WHAT NEEDS TO BE DONE: From the entries below, report how many lines contain the string "component". Give only that number.

DATA RECORDS:

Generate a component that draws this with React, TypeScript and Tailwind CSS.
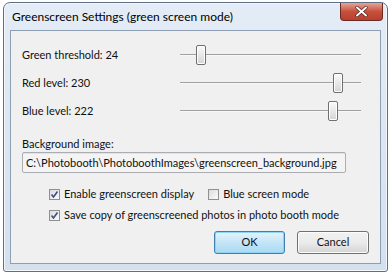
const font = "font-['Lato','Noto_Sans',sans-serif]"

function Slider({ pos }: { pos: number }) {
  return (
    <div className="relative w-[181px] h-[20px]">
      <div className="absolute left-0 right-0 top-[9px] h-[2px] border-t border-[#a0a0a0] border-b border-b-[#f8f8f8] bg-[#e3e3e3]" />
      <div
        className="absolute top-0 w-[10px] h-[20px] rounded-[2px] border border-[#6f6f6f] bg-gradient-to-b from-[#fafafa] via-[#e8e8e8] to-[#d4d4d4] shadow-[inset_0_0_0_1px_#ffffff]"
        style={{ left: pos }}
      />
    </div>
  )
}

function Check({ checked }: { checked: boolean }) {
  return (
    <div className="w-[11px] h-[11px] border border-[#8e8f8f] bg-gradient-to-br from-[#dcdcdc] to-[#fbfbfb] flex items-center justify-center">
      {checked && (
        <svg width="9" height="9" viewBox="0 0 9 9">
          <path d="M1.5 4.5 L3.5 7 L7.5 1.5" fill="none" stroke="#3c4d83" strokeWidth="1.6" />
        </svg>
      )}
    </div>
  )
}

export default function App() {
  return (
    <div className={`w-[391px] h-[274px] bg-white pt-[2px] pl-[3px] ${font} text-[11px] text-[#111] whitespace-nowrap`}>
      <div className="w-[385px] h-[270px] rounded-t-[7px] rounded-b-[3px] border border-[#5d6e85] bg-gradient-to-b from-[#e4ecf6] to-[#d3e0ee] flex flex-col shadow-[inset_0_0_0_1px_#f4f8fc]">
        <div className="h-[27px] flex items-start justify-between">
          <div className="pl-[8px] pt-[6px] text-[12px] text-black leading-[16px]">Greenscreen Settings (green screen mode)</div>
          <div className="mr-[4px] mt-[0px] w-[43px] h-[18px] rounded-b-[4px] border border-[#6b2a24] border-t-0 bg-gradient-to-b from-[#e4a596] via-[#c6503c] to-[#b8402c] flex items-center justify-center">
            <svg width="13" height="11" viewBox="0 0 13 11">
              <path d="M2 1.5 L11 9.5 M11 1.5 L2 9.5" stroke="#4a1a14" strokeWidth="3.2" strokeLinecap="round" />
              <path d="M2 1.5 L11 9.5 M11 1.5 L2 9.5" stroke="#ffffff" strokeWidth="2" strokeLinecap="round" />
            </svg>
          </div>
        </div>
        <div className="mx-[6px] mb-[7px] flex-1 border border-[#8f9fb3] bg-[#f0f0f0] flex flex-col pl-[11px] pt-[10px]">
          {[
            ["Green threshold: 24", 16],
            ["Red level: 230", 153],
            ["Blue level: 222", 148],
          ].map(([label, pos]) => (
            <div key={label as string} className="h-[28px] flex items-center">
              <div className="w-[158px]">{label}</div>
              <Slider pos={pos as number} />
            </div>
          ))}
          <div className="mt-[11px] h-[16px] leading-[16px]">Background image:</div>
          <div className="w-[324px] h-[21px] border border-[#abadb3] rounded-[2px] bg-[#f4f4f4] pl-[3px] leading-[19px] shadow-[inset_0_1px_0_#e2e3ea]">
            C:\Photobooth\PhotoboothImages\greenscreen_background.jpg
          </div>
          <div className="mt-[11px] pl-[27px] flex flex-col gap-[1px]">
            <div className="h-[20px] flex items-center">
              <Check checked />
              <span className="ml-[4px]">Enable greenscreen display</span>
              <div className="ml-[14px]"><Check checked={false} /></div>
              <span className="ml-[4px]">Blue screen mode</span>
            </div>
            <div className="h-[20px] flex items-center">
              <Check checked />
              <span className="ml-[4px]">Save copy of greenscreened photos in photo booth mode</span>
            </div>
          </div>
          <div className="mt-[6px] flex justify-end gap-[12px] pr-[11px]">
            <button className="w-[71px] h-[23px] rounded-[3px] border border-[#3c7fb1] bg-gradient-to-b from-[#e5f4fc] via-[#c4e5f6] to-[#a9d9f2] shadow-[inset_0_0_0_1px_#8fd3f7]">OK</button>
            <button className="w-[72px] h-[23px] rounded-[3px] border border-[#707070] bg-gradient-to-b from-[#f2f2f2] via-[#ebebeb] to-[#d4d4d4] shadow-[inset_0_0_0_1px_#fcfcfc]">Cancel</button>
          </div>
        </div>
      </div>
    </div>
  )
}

...

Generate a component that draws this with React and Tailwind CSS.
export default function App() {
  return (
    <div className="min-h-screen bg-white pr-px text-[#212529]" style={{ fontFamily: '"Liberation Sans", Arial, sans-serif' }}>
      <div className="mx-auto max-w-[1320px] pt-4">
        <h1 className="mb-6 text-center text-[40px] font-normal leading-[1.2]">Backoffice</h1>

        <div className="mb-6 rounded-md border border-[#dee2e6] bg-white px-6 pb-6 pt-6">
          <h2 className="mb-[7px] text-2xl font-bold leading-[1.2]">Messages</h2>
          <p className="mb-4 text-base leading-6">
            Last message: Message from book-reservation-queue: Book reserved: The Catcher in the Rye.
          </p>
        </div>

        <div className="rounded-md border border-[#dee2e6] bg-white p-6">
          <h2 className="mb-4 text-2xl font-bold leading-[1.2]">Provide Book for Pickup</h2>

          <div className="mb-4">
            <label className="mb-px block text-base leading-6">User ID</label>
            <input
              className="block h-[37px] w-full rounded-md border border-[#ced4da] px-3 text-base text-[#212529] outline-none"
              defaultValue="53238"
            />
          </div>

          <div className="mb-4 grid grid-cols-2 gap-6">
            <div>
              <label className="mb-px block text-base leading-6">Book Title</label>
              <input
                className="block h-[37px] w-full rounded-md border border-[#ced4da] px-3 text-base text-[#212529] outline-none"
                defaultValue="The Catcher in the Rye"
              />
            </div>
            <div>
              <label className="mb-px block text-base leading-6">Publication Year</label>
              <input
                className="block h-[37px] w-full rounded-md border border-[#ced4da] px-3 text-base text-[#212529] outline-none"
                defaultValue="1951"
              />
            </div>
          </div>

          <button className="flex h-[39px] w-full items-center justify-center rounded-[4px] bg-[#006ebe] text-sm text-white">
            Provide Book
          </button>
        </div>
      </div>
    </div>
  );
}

THE COMPLETED TASK: 2